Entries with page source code
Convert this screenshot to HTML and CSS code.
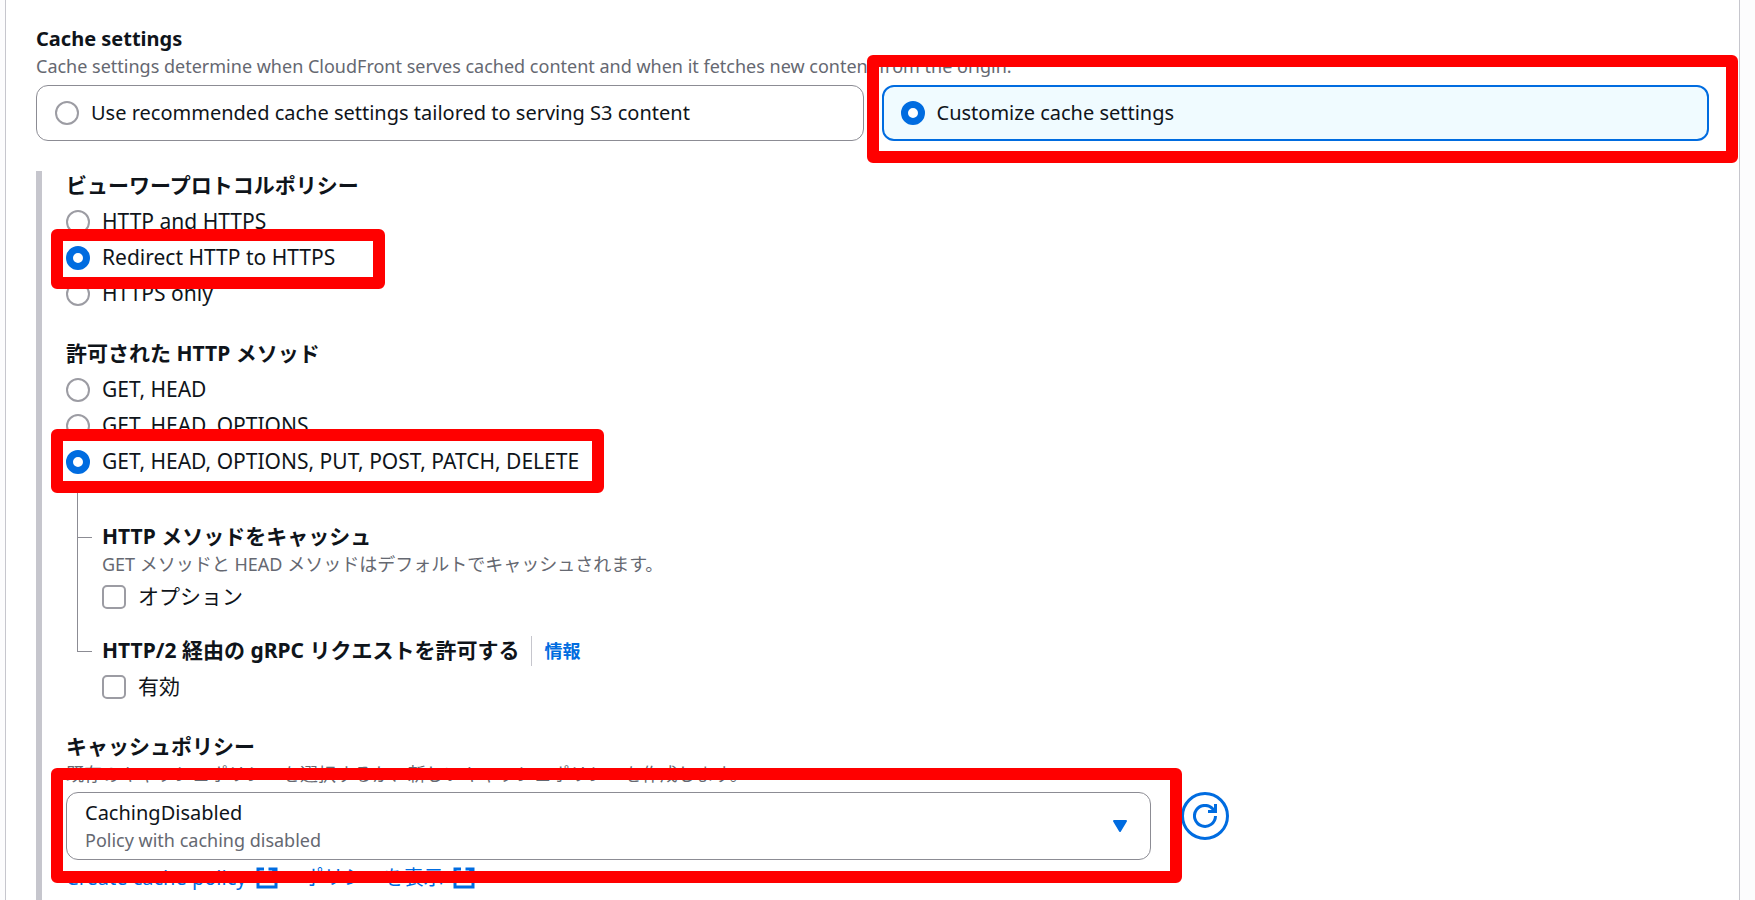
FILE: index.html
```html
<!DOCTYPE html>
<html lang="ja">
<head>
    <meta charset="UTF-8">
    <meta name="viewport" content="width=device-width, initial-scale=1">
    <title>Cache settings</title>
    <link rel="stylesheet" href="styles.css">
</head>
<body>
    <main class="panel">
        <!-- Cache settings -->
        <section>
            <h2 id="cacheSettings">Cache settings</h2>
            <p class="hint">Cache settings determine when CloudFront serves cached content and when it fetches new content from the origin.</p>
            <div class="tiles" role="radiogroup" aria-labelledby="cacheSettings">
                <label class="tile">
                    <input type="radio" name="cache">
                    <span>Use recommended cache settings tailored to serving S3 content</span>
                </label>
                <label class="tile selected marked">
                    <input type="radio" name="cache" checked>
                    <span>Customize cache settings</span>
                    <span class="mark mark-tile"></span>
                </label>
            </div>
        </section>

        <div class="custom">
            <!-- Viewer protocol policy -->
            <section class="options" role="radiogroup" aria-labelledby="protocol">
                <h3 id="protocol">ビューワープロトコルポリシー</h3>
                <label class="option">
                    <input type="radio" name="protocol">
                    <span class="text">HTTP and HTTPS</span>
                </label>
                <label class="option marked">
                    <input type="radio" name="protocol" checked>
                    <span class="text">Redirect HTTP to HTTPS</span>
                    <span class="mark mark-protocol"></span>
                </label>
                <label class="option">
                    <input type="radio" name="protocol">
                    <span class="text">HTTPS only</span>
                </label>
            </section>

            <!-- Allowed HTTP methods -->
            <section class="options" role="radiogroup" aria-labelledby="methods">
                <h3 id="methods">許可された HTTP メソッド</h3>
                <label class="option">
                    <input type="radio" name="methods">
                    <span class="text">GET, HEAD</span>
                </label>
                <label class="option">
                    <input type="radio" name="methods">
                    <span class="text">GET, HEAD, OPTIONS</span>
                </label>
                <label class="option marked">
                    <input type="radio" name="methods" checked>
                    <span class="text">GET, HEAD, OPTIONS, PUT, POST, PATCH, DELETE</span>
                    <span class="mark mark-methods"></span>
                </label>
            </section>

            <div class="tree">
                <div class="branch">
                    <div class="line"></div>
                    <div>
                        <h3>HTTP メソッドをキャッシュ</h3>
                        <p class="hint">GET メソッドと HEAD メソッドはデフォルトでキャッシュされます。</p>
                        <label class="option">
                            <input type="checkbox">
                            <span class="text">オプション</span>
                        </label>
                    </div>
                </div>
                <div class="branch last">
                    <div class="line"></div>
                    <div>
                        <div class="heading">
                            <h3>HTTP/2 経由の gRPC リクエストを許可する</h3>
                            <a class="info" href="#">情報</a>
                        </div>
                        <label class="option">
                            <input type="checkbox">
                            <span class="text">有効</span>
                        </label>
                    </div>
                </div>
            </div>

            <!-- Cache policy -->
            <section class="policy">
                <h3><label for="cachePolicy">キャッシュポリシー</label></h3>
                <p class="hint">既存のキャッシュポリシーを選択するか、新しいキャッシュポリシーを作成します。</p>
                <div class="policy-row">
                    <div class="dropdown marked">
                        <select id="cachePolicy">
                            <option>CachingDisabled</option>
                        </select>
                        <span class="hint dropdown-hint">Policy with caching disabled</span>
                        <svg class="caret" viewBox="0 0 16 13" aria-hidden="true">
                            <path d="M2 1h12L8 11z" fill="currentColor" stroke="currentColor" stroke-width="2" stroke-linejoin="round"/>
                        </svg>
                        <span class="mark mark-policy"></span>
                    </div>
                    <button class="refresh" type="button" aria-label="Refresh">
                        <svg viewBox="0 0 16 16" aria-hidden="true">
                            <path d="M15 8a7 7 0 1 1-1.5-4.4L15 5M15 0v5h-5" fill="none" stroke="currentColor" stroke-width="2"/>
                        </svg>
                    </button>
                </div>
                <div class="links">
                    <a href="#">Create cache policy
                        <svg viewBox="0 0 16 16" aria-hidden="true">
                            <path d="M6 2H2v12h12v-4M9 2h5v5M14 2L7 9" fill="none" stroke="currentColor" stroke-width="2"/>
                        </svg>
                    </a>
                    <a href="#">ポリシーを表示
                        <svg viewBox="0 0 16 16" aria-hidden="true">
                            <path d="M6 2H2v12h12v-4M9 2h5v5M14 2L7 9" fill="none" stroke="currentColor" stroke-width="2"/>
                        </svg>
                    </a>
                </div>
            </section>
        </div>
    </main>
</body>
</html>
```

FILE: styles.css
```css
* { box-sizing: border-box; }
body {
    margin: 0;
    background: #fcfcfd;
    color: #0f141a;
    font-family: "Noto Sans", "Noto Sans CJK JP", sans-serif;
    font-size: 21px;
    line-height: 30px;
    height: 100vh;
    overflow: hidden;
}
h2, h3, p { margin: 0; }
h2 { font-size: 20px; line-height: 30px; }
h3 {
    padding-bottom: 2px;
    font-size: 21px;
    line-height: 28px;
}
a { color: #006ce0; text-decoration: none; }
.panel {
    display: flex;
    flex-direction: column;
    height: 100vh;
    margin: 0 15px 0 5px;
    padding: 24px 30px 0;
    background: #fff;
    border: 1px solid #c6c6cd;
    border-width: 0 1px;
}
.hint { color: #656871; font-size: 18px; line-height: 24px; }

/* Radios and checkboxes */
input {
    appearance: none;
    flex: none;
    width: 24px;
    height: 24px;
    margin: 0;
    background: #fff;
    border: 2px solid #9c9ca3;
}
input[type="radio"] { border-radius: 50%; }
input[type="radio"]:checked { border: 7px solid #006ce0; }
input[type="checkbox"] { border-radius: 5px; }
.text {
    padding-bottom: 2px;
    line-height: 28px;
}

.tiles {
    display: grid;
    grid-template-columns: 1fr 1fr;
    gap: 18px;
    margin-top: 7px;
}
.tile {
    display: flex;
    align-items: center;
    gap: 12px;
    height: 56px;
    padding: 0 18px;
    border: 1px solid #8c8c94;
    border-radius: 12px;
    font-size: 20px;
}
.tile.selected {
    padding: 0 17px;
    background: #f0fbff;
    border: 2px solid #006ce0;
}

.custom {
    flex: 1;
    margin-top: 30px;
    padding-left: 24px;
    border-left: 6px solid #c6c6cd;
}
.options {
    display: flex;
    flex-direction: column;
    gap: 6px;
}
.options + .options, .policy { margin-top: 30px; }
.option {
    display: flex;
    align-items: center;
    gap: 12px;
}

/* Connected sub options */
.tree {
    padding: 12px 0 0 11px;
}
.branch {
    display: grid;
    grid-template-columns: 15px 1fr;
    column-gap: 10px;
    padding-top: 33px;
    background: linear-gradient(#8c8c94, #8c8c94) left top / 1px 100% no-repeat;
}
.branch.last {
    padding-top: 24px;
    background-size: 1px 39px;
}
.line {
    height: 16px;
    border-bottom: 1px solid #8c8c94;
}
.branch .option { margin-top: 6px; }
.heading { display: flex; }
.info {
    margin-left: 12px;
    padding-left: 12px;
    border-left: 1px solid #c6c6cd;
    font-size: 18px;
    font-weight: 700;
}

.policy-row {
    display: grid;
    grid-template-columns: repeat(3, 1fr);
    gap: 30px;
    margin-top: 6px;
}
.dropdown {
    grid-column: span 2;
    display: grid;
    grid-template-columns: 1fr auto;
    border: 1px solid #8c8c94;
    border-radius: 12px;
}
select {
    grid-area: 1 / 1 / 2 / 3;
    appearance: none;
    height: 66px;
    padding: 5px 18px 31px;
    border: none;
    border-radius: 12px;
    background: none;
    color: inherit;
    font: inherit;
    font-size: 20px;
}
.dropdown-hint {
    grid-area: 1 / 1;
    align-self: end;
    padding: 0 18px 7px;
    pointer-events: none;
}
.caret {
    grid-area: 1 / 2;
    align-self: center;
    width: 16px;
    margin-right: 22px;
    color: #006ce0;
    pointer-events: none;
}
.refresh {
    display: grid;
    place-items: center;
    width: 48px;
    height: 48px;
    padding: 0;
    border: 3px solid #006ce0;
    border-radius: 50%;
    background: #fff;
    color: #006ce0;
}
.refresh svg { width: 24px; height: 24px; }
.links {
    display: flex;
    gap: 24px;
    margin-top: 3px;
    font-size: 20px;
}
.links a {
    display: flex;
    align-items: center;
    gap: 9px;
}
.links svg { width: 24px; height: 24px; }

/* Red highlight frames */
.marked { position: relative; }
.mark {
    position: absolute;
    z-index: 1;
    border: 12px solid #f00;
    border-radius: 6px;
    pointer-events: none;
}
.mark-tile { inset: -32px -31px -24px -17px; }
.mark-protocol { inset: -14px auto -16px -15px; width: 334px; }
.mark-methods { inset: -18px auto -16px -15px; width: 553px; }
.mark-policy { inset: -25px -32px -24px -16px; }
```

* * *

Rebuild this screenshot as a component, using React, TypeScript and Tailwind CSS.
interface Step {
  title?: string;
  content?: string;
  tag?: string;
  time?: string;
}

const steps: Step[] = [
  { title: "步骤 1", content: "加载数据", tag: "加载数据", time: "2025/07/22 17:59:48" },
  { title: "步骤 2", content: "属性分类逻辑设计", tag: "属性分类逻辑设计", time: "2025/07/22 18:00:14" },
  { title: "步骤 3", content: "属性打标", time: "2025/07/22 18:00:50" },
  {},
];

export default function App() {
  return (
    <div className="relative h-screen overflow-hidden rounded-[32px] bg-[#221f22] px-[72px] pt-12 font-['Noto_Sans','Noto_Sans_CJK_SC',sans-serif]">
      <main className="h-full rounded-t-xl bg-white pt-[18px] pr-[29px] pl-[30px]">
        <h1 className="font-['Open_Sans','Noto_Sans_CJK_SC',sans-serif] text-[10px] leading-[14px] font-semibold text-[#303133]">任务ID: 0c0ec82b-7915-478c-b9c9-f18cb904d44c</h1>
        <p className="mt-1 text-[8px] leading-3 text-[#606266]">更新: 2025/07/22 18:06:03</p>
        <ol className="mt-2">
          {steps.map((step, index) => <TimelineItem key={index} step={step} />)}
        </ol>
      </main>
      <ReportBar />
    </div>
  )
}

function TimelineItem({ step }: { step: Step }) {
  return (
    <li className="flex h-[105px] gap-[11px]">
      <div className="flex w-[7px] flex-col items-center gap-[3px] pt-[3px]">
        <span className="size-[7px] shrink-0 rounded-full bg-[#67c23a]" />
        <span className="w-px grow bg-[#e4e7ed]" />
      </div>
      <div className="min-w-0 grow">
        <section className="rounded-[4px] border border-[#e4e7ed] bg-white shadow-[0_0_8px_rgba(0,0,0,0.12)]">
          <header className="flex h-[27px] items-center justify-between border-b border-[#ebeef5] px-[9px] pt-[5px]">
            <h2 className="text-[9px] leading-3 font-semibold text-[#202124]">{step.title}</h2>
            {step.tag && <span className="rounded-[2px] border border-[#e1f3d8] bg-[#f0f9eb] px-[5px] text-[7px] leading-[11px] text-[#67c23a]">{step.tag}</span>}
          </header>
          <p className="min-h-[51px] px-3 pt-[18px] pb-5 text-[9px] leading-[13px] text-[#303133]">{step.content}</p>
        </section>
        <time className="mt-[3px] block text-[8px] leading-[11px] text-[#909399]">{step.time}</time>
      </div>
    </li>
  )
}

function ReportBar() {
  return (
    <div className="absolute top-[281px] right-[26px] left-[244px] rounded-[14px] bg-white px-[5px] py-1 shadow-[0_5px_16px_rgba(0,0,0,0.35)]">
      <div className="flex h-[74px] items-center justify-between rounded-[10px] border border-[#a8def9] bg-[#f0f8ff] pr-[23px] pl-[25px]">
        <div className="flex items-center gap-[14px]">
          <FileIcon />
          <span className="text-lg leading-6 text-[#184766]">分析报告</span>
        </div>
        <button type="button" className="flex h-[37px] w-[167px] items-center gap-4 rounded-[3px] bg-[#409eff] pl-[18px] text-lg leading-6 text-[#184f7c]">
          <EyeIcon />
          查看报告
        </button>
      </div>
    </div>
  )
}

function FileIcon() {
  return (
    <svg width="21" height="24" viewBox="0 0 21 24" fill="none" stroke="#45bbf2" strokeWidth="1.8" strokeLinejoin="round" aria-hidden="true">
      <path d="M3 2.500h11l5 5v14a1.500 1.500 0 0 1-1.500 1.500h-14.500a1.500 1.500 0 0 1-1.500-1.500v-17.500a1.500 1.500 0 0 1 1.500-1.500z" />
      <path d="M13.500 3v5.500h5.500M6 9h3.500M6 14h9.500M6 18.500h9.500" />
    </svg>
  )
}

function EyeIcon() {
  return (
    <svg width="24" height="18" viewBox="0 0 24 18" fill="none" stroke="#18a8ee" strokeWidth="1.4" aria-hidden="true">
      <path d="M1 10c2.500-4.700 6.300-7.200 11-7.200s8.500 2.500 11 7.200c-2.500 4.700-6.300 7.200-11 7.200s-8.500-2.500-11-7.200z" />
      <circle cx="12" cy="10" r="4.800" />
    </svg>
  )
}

**SET EXERCISE:**
Scan the listing above. Gather each line that contains the word "screenshot".

**RESPONSE TO THE EXERCISE:**
Convert this screenshot to HTML and CSS code.
Rebuild this screenshot as a component, using React, TypeScript and Tailwind CSS.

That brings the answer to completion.